* _WHAT IS NEEDED_
From the records below, copy out exactly the lines from the one containing "Recreate this image" to the one containing "import React from 'react';", both included. Add nothing else.

--------------------------------------------------

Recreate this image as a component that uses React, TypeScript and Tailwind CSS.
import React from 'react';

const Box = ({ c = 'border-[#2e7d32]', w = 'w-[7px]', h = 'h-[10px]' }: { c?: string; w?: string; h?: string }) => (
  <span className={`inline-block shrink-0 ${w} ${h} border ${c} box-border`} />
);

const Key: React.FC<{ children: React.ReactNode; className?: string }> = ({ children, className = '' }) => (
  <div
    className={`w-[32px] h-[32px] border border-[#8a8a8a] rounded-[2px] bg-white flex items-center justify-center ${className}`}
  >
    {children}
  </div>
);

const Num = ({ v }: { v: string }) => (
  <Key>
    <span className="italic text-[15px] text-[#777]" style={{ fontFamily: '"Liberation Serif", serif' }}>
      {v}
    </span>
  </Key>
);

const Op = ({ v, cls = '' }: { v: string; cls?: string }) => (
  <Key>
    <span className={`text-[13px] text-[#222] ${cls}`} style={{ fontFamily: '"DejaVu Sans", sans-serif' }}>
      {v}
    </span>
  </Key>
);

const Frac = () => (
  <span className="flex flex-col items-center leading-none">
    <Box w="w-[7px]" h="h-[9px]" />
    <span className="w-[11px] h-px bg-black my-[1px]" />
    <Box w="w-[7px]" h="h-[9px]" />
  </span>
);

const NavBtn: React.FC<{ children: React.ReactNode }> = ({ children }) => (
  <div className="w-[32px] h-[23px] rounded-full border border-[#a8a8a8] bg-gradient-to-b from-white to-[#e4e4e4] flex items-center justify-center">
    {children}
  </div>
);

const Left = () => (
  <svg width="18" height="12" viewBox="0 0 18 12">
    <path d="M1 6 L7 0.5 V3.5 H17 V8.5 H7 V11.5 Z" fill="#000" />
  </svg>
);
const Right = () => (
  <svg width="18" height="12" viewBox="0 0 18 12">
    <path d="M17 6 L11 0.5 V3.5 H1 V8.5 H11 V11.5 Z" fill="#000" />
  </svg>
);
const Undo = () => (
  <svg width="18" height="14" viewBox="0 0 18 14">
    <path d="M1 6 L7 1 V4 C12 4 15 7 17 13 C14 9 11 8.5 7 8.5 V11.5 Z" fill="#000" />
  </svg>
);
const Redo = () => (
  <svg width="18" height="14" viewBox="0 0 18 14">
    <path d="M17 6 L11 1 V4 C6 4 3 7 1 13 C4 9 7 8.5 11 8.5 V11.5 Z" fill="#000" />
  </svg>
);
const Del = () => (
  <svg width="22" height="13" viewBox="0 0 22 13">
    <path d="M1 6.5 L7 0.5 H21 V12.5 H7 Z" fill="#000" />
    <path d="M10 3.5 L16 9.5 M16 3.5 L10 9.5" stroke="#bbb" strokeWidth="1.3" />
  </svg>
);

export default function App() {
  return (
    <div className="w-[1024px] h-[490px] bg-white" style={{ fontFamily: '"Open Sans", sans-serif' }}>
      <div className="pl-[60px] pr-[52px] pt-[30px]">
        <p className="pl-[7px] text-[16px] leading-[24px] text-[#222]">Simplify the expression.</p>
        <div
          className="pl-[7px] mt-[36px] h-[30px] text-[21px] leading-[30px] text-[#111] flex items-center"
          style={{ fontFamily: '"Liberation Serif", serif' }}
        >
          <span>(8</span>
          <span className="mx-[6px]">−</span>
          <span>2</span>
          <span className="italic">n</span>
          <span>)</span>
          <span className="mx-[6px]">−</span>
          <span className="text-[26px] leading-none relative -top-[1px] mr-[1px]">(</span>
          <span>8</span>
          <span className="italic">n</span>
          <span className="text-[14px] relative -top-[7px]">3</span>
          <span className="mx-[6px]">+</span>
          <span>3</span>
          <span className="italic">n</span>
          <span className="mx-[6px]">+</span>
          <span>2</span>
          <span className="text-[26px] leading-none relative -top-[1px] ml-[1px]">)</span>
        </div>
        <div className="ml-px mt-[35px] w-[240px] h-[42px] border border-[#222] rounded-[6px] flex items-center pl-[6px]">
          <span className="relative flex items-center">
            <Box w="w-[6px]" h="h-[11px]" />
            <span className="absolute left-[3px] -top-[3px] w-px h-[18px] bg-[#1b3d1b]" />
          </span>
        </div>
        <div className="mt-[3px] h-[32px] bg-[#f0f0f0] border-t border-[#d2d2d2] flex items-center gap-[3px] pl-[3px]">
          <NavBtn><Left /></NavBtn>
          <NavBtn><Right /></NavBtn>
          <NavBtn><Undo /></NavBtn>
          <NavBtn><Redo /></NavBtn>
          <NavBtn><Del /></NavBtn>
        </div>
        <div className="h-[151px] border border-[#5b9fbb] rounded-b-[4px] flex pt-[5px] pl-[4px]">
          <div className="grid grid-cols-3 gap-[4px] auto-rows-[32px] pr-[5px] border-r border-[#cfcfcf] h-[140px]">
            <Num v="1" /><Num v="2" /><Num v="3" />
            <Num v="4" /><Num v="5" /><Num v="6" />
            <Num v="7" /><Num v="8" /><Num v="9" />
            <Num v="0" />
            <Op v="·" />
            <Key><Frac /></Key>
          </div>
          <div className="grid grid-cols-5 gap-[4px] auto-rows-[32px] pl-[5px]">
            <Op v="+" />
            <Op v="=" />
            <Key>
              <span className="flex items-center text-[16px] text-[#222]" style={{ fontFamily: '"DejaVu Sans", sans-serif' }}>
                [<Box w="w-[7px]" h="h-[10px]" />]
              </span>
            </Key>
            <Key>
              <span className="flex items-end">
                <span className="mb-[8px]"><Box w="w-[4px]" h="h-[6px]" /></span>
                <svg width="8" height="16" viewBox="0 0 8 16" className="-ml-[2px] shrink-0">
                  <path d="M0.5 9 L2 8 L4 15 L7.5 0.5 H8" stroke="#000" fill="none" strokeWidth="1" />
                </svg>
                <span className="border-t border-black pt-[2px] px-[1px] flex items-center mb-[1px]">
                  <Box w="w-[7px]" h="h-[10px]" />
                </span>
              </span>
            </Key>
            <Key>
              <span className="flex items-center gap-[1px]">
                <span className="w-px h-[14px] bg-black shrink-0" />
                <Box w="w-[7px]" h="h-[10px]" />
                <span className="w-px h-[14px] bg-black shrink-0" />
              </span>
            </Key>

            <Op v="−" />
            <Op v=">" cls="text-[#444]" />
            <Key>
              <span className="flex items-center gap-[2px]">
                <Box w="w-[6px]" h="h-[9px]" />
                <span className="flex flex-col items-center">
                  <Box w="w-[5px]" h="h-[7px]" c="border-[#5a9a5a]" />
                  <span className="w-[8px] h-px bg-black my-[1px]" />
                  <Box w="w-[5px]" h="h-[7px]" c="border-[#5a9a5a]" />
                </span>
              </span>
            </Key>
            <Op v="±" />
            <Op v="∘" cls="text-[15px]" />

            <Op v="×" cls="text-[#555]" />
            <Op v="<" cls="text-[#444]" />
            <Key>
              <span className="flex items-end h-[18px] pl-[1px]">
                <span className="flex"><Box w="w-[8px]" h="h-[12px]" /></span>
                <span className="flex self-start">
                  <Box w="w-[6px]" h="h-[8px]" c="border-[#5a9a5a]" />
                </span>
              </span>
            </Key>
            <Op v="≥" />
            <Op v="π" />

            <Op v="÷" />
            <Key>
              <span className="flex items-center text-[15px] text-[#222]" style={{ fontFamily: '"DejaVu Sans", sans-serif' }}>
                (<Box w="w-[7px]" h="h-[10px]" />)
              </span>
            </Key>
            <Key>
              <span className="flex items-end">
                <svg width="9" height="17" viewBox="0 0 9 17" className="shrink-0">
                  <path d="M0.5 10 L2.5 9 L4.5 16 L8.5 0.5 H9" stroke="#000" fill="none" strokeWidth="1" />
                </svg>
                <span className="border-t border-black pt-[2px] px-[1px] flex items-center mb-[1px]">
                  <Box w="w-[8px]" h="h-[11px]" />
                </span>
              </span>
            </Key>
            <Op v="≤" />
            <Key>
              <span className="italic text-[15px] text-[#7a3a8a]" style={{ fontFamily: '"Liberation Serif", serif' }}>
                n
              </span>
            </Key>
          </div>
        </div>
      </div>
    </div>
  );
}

--------------------------------------------------

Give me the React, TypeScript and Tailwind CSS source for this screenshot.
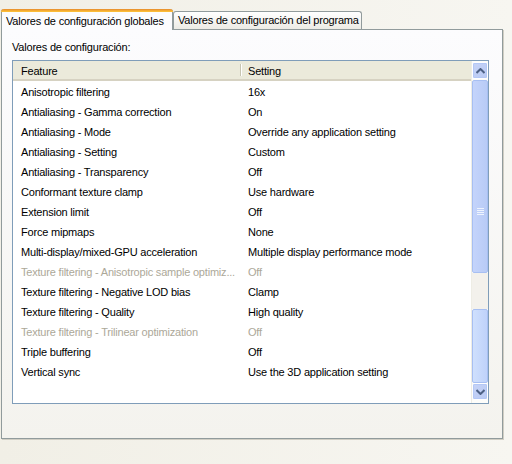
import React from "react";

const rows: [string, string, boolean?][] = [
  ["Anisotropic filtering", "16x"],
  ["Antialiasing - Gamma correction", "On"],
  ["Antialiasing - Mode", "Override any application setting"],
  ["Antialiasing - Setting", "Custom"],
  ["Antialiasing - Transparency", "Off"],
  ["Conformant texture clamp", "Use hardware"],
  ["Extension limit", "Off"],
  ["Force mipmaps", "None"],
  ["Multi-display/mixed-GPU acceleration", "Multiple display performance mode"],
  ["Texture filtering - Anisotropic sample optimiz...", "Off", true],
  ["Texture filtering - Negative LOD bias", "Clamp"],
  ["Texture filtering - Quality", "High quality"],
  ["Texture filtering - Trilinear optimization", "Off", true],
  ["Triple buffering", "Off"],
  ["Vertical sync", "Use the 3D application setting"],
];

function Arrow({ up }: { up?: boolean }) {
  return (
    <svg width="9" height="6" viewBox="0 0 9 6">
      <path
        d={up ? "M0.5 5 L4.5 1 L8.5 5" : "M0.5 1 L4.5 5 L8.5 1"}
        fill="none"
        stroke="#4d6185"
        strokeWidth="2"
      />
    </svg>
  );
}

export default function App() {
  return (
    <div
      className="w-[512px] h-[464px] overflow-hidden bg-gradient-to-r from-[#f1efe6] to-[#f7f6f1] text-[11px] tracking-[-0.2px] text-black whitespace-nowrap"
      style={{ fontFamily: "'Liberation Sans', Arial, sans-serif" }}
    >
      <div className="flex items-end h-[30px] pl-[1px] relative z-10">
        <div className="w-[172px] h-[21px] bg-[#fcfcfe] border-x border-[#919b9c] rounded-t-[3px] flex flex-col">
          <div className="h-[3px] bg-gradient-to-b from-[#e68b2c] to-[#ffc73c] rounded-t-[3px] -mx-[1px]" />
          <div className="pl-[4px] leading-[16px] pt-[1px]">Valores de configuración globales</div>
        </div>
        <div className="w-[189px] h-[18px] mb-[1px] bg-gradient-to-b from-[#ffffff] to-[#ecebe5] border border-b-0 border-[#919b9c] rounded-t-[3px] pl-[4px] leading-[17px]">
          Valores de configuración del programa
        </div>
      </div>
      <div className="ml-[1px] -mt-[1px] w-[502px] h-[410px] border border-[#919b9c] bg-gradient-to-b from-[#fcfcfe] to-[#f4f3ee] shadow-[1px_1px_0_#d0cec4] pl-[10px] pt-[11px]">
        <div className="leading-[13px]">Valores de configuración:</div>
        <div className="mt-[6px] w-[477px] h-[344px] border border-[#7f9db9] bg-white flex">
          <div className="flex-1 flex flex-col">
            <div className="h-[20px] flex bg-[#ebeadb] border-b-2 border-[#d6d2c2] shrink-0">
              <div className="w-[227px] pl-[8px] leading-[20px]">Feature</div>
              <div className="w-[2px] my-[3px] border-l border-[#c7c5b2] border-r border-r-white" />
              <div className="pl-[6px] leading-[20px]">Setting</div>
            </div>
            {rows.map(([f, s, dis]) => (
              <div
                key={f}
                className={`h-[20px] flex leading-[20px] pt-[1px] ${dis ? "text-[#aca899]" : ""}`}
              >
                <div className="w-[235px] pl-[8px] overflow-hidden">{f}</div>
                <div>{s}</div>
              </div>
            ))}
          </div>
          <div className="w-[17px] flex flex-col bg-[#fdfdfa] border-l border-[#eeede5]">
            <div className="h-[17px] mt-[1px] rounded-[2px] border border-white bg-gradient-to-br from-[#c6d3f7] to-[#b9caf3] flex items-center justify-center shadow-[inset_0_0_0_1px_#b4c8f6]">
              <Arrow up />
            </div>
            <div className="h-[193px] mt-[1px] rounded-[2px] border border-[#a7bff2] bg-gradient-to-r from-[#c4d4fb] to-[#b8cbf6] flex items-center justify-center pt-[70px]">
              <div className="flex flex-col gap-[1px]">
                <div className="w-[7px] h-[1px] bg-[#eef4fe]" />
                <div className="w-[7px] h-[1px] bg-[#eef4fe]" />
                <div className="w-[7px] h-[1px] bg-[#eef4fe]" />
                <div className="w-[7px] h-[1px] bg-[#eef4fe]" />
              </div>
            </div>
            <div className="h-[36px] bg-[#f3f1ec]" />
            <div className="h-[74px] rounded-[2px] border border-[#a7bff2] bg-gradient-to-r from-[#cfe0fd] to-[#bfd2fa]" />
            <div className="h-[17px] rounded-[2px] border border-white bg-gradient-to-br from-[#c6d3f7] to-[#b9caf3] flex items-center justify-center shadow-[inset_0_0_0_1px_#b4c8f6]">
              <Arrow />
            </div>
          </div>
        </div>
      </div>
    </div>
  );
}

--------------------------------------------------

* _RESULT OF THIS EXERCISE_
Recreate this image as a component that uses React, TypeScript and Tailwind CSS.
import React from 'react';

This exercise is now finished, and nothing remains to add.